• **What is needed**
Write out the material exactly, leaving every picture behind.

• **Information supplied**
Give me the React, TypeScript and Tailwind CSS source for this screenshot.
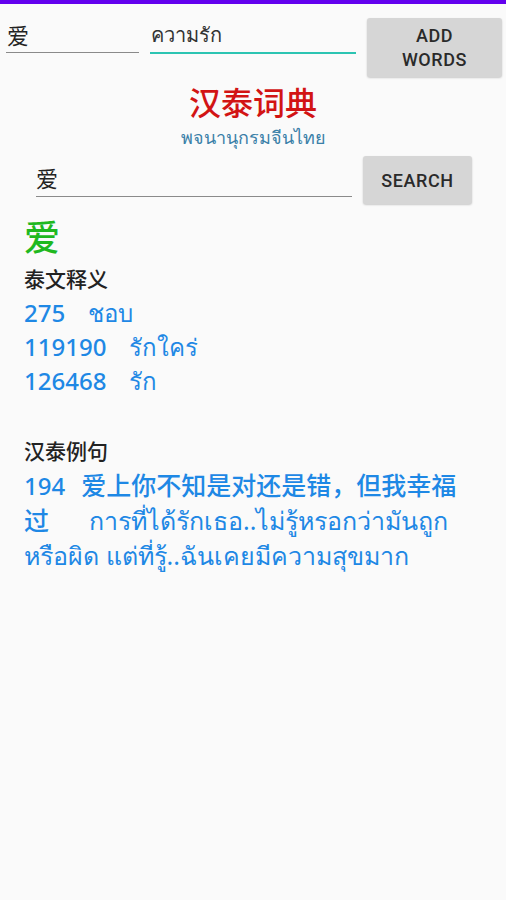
import React from "react";

const font = { fontFamily: '"Noto Sans", "Noto Sans CJK SC", sans-serif' };

export default function App() {
  return (
    <div className="w-[506px] h-[900px] bg-[#fafafa] overflow-hidden" style={font}>
      <div className="h-[4px] bg-[#6200ee]" />
      {/* Row 1 */}
      <div className="flex items-start pt-[10px]">
        <div className="ml-[6px] w-[133px] h-[35px] border-b border-[#8a8a8a] flex items-center pl-[1px] text-[22px] text-[#222] mt-[4px]">
          爱
        </div>
        <div className="ml-[11px] w-[206px] h-[36px] border-b-2 border-[#2cc4b2] flex items-center pl-[1px] text-[20px] text-[#333] mt-[4px]">
          ความรัก
        </div>
        <button className="ml-[11px] w-[135px] h-[59px] bg-[#d6d6d6] rounded-[3px] shadow-[0_1px_2px_rgba(0,0,0,0.2)] flex flex-col items-center justify-center text-[18px] leading-[24px] font-medium tracking-[0.6px] text-[#2a2a2a] mt-[4px]" style={{ fontFamily: '"Roboto", sans-serif' }}>
          <span>ADD</span>
          <span>WORDS</span>
        </button>
      </div>
      {/* Title */}
      <div className="flex flex-col items-center mt-[7px]">
        <div className="text-[32px] leading-[38px] text-[#d21414] font-medium">汉泰词典</div>
        <div className="text-[18px] leading-[24px] text-[#3a80a8] mt-[3px]">พจนานุกรมจีนไทย</div>
      </div>
      {/* Search row */}
      <div className="flex items-start mt-[7px]">
        <div className="ml-[36px] w-[316px] h-[37px] border-b border-[#8a8a8a] flex items-center text-[22px] text-[#222] mt-[4px]">
          爱
        </div>
        <button className="ml-[11px] w-[109px] h-[48px] bg-[#d6d6d6] rounded-[3px] shadow-[0_1px_2px_rgba(0,0,0,0.2)] flex items-center justify-center text-[18px] font-medium tracking-[0.6px] text-[#2a2a2a]" style={{ fontFamily: '"Roboto", sans-serif' }}>
          SEARCH
        </button>
      </div>
      {/* Result */}
      <div className="px-[24px] mt-[14px]">
        <div className="text-[36px] leading-[40px] text-[#1fb81f] font-medium">爱</div>
        <div className="text-[21px] leading-[30px] text-[#222] font-medium mt-[6px]">泰文释义</div>
        <div className="text-[24px] leading-[34px] text-[#1e88e5] font-medium mt-[2px]">
          <div className="flex"><span>275</span><span className="ml-[23px] font-normal">ชอบ</span></div>
          <div className="flex"><span>119190</span><span className="ml-[23px] font-normal">รักใคร่</span></div>
          <div className="flex"><span>126468</span><span className="ml-[23px] font-normal">รัก</span></div>
        </div>
        <div className="text-[21px] leading-[30px] text-[#222] font-medium mt-[38px]">汉泰例句</div>
        <div className="text-[24px] leading-[35px] text-[#1e88e5] font-medium mt-[2px] whitespace-nowrap">
          <span>194</span>
          <span className="ml-[16px] text-[25px]">爱上你不知是对还是错，但我幸福</span>
          <br />
          <span className="text-[25px]">过</span>
          <span className="ml-[40px] font-normal text-[25px]">การที่ได้รักเธอ..ไม่รู้หรอกว่ามันถูก</span>
          <br />
          <span className="font-normal text-[25px]">หรือผิด แต่ที่รู้..ฉันเคยมีความสุขมาก</span>
        </div>
      </div>
    </div>
  );
}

• **Answer to the task**
Give me the React, TypeScript and Tailwind CSS source for this screenshot.
import React from "react";

const font = { fontFamily: '"Noto Sans", "Noto Sans CJK SC", sans-serif' };

export default function App() {
  return (
    <div className="w-[506px] h-[900px] bg-[#fafafa] overflow-hidden" style={font}>
      <div className="h-[4px] bg-[#6200ee]" />
      {/* Row 1 */}
      <div className="flex items-start pt-[10px]">
        <div className="ml-[6px] w-[133px] h-[35px] border-b border-[#8a8a8a] flex items-center pl-[1px] text-[22px] text-[#222] mt-[4px]">
          爱
        </div>
        <div className="ml-[11px] w-[206px] h-[36px] border-b-2 border-[#2cc4b2] flex items-center pl-[1px] text-[20px] text-[#333] mt-[4px]">
          ความรัก
        </div>
        <button className="ml-[11px] w-[135px] h-[59px] bg-[#d6d6d6] rounded-[3px] shadow-[0_1px_2px_rgba(0,0,0,0.2)] flex flex-col items-center justify-center text-[18px] leading-[24px] font-medium tracking-[0.6px] text-[#2a2a2a] mt-[4px]" style={{ fontFamily: '"Roboto", sans-serif' }}>
          <span>ADD</span>
          <span>WORDS</span>
        </button>
      </div>
      {/* Title */}
      <div className="flex flex-col items-center mt-[7px]">
        <div className="text-[32px] leading-[38px] text-[#d21414] font-medium">汉泰词典</div>
        <div className="text-[18px] leading-[24px] text-[#3a80a8] mt-[3px]">พจนานุกรมจีนไทย</div>
      </div>
      {/* Search row */}
      <div className="flex items-start mt-[7px]">
        <div className="ml-[36px] w-[316px] h-[37px] border-b border-[#8a8a8a] flex items-center text-[22px] text-[#222] mt-[4px]">
          爱
        </div>
        <button className="ml-[11px] w-[109px] h-[48px] bg-[#d6d6d6] rounded-[3px] shadow-[0_1px_2px_rgba(0,0,0,0.2)] flex items-center justify-center text-[18px] font-medium tracking-[0.6px] text-[#2a2a2a]" style={{ fontFamily: '"Roboto", sans-serif' }}>
          SEARCH
        </button>
      </div>
      {/* Result */}
      <div className="px-[24px] mt-[14px]">
        <div className="text-[36px] leading-[40px] text-[#1fb81f] font-medium">爱</div>
        <div className="text-[21px] leading-[30px] text-[#222] font-medium mt-[6px]">泰文释义</div>
        <div className="text-[24px] leading-[34px] text-[#1e88e5] font-medium mt-[2px]">
          <div className="flex"><span>275</span><span className="ml-[23px] font-normal">ชอบ</span></div>
          <div className="flex"><span>119190</span><span className="ml-[23px] font-normal">รักใคร่</span></div>
          <div className="flex"><span>126468</span><span className="ml-[23px] font-normal">รัก</span></div>
        </div>
        <div className="text-[21px] leading-[30px] text-[#222] font-medium mt-[38px]">汉泰例句</div>
        <div className="text-[24px] leading-[35px] text-[#1e88e5] font-medium mt-[2px] whitespace-nowrap">
          <span>194</span>
          <span className="ml-[16px] text-[25px]">爱上你不知是对还是错，但我幸福</span>
          <br />
          <span className="text-[25px]">过</span>
          <span className="ml-[40px] font-normal text-[25px]">การที่ได้รักเธอ..ไม่รู้หรอกว่ามันถูก</span>
          <br />
          <span className="font-normal text-[25px]">หรือผิด แต่ที่รู้..ฉันเคยมีความสุขมาก</span>
        </div>
      </div>
    </div>
  );
}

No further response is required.